Thursday, June 09, 2011

Thursday Thoughts

I've spent most of this last week working on edits for Scylla and Charybdis. I've made a lot of changes, and unfortunately, most of them have been additions - so I may have to devote an editing pass just to cutting words. I think I have a lot more work to do on this one yet, or I may simply get tired of it and call it good after another pass or two. ;-) Ahem.

In reviewing critiques, I've noticed that I sometimes take them in the other direction. That isn't to say I ignore them: quite the opposite. Rather, a comment will point up an impression the reader is developing that I didn't intend, so I rework the narrative to pull back / eliminate that impression or enhance a different one.
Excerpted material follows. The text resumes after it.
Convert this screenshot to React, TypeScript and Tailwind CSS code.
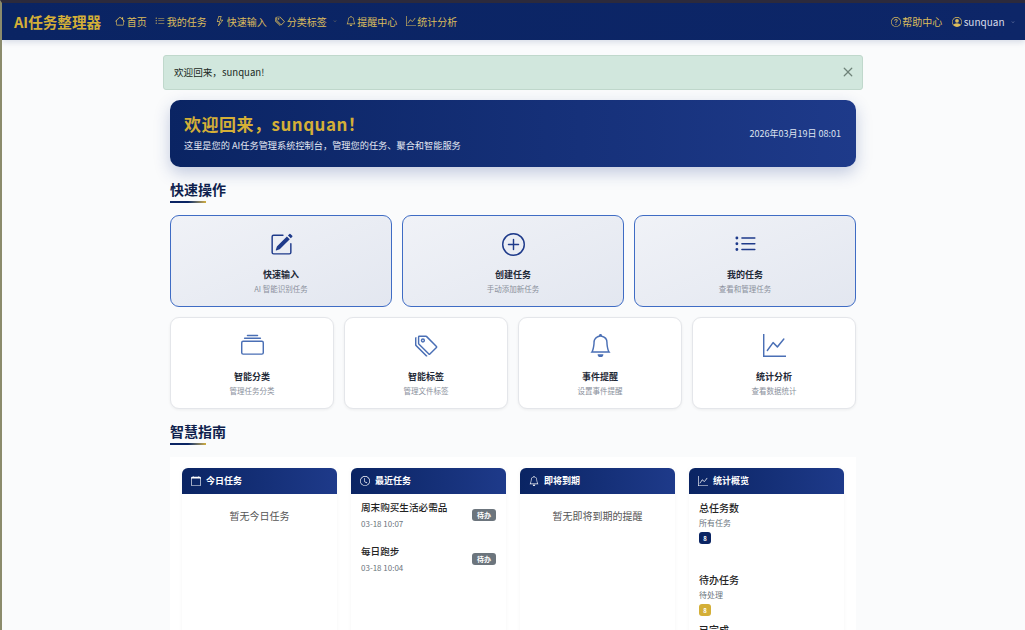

Invented example: let's say a reader asks me to increase the hostility between my character and her cousin. I might look it and go, "Augh, no! I only meant to imply that my character was grumpy, not that she's specifically mad at her cousin." So I step back the snarling comments and maybe add something more into the narrative about how it's not really the cousin's fault.

Quite frequently, in fact, I would say that reviewer comments make me revise in ways I am fairly sure the reviewer did not intend. ;-)

Anyone else had this experience?

I've done worldwork, but the only story writing I did this week was on a fairy tale-esque piece about a girl who attracted hats, and I finished that Sunday, so the word count is low.

6/2 - 6/8:
Word count: 823

2 comments:

Diana said...

Actually, you've just pointed out a good reason for a reviewer to give their reactions to a sentence, paragraph, or section. If something made someone laugh and that wasn't what the writer intended, then they probably want to know that so they can change it. :)

Lindsey Duncan said...

I love dialoguing with reviewers, too. Not to be argumentative - but sometimes, if I come back, "Well, I had this in here to show X - what other way could I do it?" I get a really great response.